Bidirectionality, compared to one-way information flow, leads to more holistic reasoning: local regions inherit global context and class-level reasoning is informed by fine-grained proposals.

3. Algorithmic Properties and Convergence

BCDR guarantees efficient and well-behaved refinement due to the following properties:

• Spectral Contraction: Row-stochastic transition matrices with $\alpha < 1$ yield geometric convergence in the random-walk process (Wang et al., 29 Jan 2026).
• Sparse Implementation: KNN-based graphs and sparse mat-vec operations yield $\mathcal{O}(M K C T)$ cost per image in the OVSS setting.
• Learnability: In panoptic segmentation, adjacency and message weights are parameterized and jointly tuned with end-to-end loss (no additional supervision or loss terms) (Wu et al., 2020).
• Hyperparameter Control: Diffusion strength ($\alpha$), graph sparsity ($K$), and temperature ($\tau$) are controllable; empirical defaults include $\alpha=0.9$, $K=30$, $T=40$ (OVSS) or $T=2$ (panoptic).

4. Illustrative Example

A minimal example with $M=3$ nodes and $C=1$ class (Wang et al., 29 Jan 2026):

• Initial semantic scores: $S'^{(1)} = (0.9, 0.1, 0.2)^T$
• Initial structural scores: $S'^{(2)} = (0.2, 0.8, 0.3)^T$
• Affinity matrices (before normalization):

$$A^{(1)} = \begin{bmatrix}1 & 0.5 & 0.1\ 0.5 & 1 & 0.2\ 0.1 & 0.2 & 1\end{bmatrix}, \quad A^{(2)} = \begin{bmatrix}1 & 0.2 & 0.8\ 0.2 & 1 & 0.3\ 0.8 & 0.3 & 1\end{bmatrix}$$

• Row-normalization yields $T^{(1)}$, $T^{(2)}$.
• Iterative application of the update rules demonstrates bidirectional smoothing, rapidly converging within $\approx$10–40 iterations.

5. Empirical Impact and Comparative Results

BCDR modules yield consistent improvements across modalities:

• In OVSS for remote sensing (Wang et al., 29 Jan 2026):
  • Adding BCDR alone (without other superpixel-based enhancements) increases mIoU on the GID benchmark from 53.40% to 58.09% (+4.7% absolute). In the full system, the BCDR module constitutes a major share of the total +9% improvement over CLIP-only baselines.
  • Qualitatively, segmentation boundaries are sharpened, small objects are more faithfully recovered, and large regions exhibit increased semantic consistency.
• In Panoptic Segmentation (Wu et al., 2020):
  • On ADE20K, BCDR improves panoptic quality (PQ) from 30.1% to 31.8% (+1.7), with maximal gains for the "stuff" (background) class (+3.6 PQ).
  • On COCO, gains reach +3.3 PQ.
  • Ablations show that one-way diffusion or non-learnable cross-graph connections achieve only partial gains. Full bidirectionality and learnable cross-edges are required for top reported performance.

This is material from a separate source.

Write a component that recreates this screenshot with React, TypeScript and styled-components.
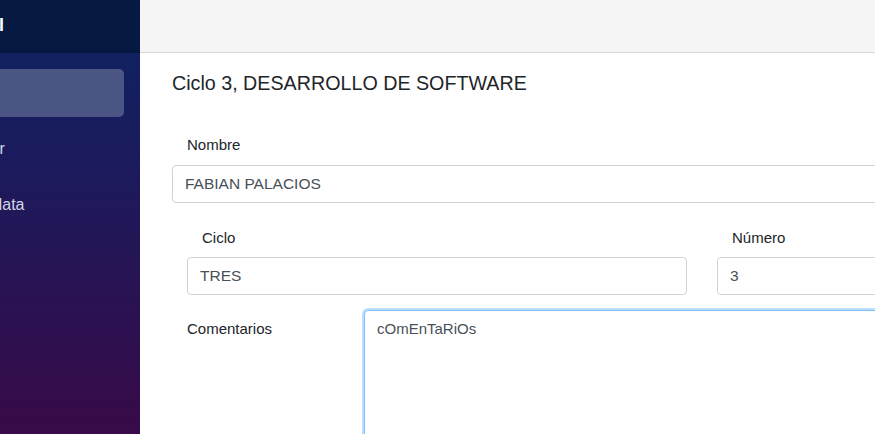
import React, { useEffect, useRef } from "react";
import styled, { createGlobalStyle } from "styled-components";

const Global = createGlobalStyle`
  html, body { margin: 0; padding: 0; overflow: hidden; background: #fff; }
  body { font-family: "Liberation Sans", Arial, sans-serif; }
  * { box-sizing: border-box; }
`;

const Shell = styled.div`
  display: flex;
  width: 875px;
  height: 434px;
  overflow: hidden;
`;

const Sidebar = styled.aside`
  flex: 0 0 140px;
  width: 140px;
  height: 434px;
  overflow: hidden;
  display: flex;
  flex-direction: column;
  background: linear-gradient(180deg, #0c2462 0%, #1c1a5c 40%, #380a48 100%);
`;

const SidebarInner = styled.div`
  width: 260px;
  margin-left: -120px;
  display: flex;
  flex-direction: column;
`;

const Brand = styled.div`
  height: 53px;
  background: #061a41;
  display: flex;
  align-items: flex-start;
  justify-content: flex-end;
  padding: 13px 136px 0 0;
  color: #ffffff;
  font-weight: 700;
  font-size: 18px;
  line-height: 24px;
`;

const Nav = styled.nav`
  display: flex;
  flex-direction: column;
  gap: 8px;
  padding: 16px 16px 0 0;
`;

const NavItem = styled.a<{ $active?: boolean }>`
  height: 48px;
  display: flex;
  align-items: center;
  padding-left: 60px;
  border-radius: 5px;
  font-size: 16px;
  color: #d3d5e8;
  text-decoration: none;
  background: ${(p) => (p.$active ? "#4a5583" : "transparent")};
`;

const Main = styled.main`
  flex: 1 1 auto;
  min-width: 0;
  display: flex;
  flex-direction: column;
  overflow: hidden;
`;

const TopBar = styled.header`
  height: 53px;
  flex: 0 0 53px;
  background: #f5f5f5;
  border-bottom: 1px solid #d8d8d8;
`;

const Content = styled.section`
  padding: 18px 0 0 32px;
`;

const Title = styled.h1`
  margin: 0;
  font-size: 19.7px;
  line-height: 24px;
  font-weight: 400;
  color: #212529;
`;

const Form = styled.form`
  width: 1060px;
  margin-top: 39px;
  display: flex;
  flex-direction: column;
`;

const Group = styled.div<{ $gap?: number }>`
  display: flex;
  flex-direction: column;
  gap: 8px;
  margin-top: ${(p) => p.$gap ?? 0}px;
`;

const Label = styled.label`
  padding-left: 15px;
  font-size: 15px;
  line-height: 22.5px;
  color: #212529;
`;

const Input = styled.input`
  width: 100%;
  height: 38px;
  padding: 0 12px;
  border: 1px solid #ced4da;
  border-radius: 4px;
  font-family: "Liberation Sans", Arial, sans-serif;
  font-size: 15.5px;
  color: #495057;
  background: #fff;
  outline: none;
`;

const Row = styled.div<{ $gap?: number }>`
  display: flex;
  margin-top: ${(p) => p.$gap ?? 0}px;
`;

const Col = styled.div<{ $w: number }>`
  flex: 0 0 ${(p) => p.$w}px;
  width: ${(p) => p.$w}px;
  padding: 0 15px;
  display: flex;
  flex-direction: column;
  gap: 8px;
`;

const SideLabel = styled.label`
  flex: 0 0 177px;
  padding: 8px 0 0 15px;
  font-size: 15px;
  line-height: 22.5px;
  color: #212529;
`;

const TextCol = styled.div`
  flex: 1 1 auto;
  padding-left: 15px;
`;

const TextArea = styled.textarea`
  display: block;
  width: 100%;
  height: 160px;
  padding: 7px 12px;
  border: 1px solid #80bdff;
  border-radius: 4px;
  box-shadow: 0 0 0 2px rgba(0, 123, 255, 0.25);
  font-family: "Liberation Sans", Arial, sans-serif;
  font-size: 15px;
  line-height: 22.5px;
  color: #495057;
  resize: none;
  outline: none;
`;

export default function App() {
  const ref = useRef<HTMLTextAreaElement>(null);
  useEffect(() => {
    const el = ref.current;
    if (el) {
      el.focus();
      el.setSelectionRange(el.value.length, el.value.length);
    }
  }, []);
  return (
    <>
      <Global />
      <Shell>
        <Sidebar>
          <SidebarInner>
            <Brand>Panel</Brand>
            <Nav>
              <NavItem $active>Inicio</NavItem>
              <NavItem>Registrar</NavItem>
              <NavItem>Cargar data</NavItem>
            </Nav>
          </SidebarInner>
        </Sidebar>
        <Main>
          <TopBar />
          <Content>
            <Title>Ciclo 3, DESARROLLO DE SOFTWARE</Title>
            <Form onSubmit={(e) => e.preventDefault()}>
              <Group>
                <Label>Nombre</Label>
                <Input defaultValue="FABIAN PALACIOS" />
              </Group>
              <Row $gap={24}>
                <Col $w={530}>
                  <Label>Ciclo</Label>
                  <Input defaultValue="TRES" />
                </Col>
                <Col $w={530}>
                  <Label>Número</Label>
                  <Input defaultValue="3" />
                </Col>
              </Row>
              <Row $gap={15}>
                <SideLabel>Comentarios</SideLabel>
                <TextCol>
                  <TextArea ref={ref} defaultValue="cOmEnTaRiOs" />
                </TextCol>
              </Row>
            </Form>
          </Content>
        </Main>
      </Shell>
    </>
  );
}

Setting	mIoU/PQ Baseline	mIoU/PQ with BCDR	Absolute Gain
OVSS, GID (mIoU) (Wang et al., 29 Jan 2026)	53.40%	58.09%	+4.7
Panoptic, ADE20K (PQ) (Wu et al., 2020)	30.1%	31.8%	+1.7
Panoptic, COCO (PQ) (Wu et al., 2020)	35.1%	38.4%	+3.3

6. Practical Integration and Hyperparameters

• OVSS (SDCI pipeline) (Wang et al., 29 Jan 2026): The BCDR module is inserted after initial branch predictions, operating in a training-free manner. Recommended default hyperparameters: $\alpha=0.9$, $K=30$, $\tau=0.07$, $T=40$.
• Panoptic Segmentation (BGRNet) (Wu et al., 2020): Integrated after ROI pooling and the semantic head. Uses $N$=128 for feature dimensions, 3-head attention, $T=2$ graph layers, and joint optimization via SGD.
• In both cases, the implementation overhead is marginal relative to core networks, as BCDR operates over moderate-size affinity matrices.

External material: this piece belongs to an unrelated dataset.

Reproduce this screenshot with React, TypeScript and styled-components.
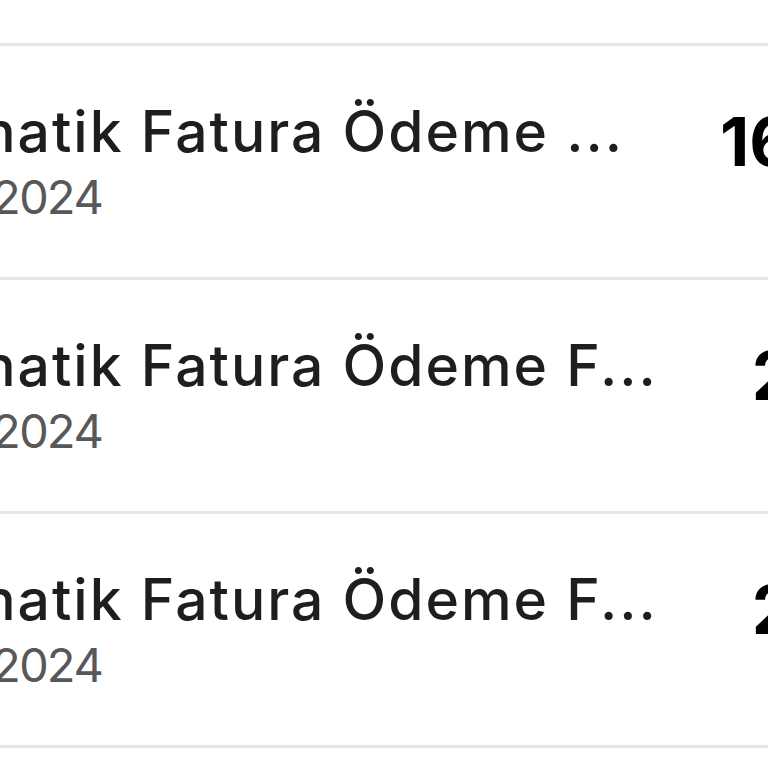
import React from "react";
import styled, { createGlobalStyle } from "styled-components";

const GlobalStyle = createGlobalStyle`
  html, body { margin: 0; padding: 0; background: #ffffff; }
  body { overflow: hidden; font-family: "Inter", "Noto Sans", sans-serif; }
`;

const Viewport = styled.div`
  width: 768px;
  height: 768px;
  overflow: hidden;
  background: #ffffff;
`;

const List = styled.div`
  margin-left: -138px;
  width: 1187px;
  padding-top: 43px;
  display: flex;
  flex-direction: column;
`;

const Row = styled.div`
  border-top: 3px solid #e6e6e6;
  height: 231px;
  display: flex;
  align-items: center;
  justify-content: space-between;
  box-sizing: content-box;
`;

const Left = styled.div`
  display: flex;
  flex-direction: column;
  gap: 4px;
`;

const Title = styled.div`
  font-size: 57px;
  line-height: 66px;
  font-weight: 500;
  letter-spacing: 2px;
  color: #1e1e1e;
  white-space: nowrap;
`;

const DateText = styled.div`
  font-size: 47px;
  line-height: 56px;
  font-weight: 400;
  letter-spacing: -3px;
  font-variant-numeric: tabular-nums;
  color: #58585a;
  white-space: nowrap;
`;

const Amount = styled.div`
  align-self: flex-start;
  margin-top: 60px;
  font-size: 68px;
  line-height: 70px;
  font-weight: 700;
  color: #000000;
  white-space: nowrap;
`;

const rows = [
  { title: "Otomatik Fatura Ödeme ...", date: "12.03.2024", amount: "164,90 TL" },
  { title: "Otomatik Fatura Ödeme F...", date: "12.02.2024", amount: "24,90 TL" },
  { title: "Otomatik Fatura Ödeme F...", date: "12.01.2024", amount: "24,90 TL" },
  { title: "Otomatik Fatura Ödeme F...", date: "12.12.2023", amount: "24,90 TL" },
];

export default function App() {
  return (
    <>
      <GlobalStyle />
      <Viewport>
        <List>
          {rows.map((r, i) => (
            <Row key={i}>
              <Left>
                <Title>{r.title}</Title>
                <DateText>{r.date}</DateText>
              </Left>
              <Amount>{r.amount}</Amount>
            </Row>
          ))}
        </List>
      </Viewport>
    </>
  );
}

7. Broader Context and Theoretical Significance

BCDR synthesizes ideas from graph signal processing, random-walk diffusion, and graph neural networks, introducing task-specific cross-graph exchange strategies. Its distinguishing characteristic is the mutual, bidirectional refinement of predictions—a property empirically demonstrated to yield consistent accuracy gains over strong one-way or uncoupled baselines. The closed-form analysis, guaranteed contraction for $\alpha<1$, and compatibility with both fixed (training-free) and learnable (end-to-end) settings position BCDR as a theoretically principled and practically effective refinement strategy for structured prediction in computer vision (Wang et al., 29 Jan 2026, Wu et al., 2020).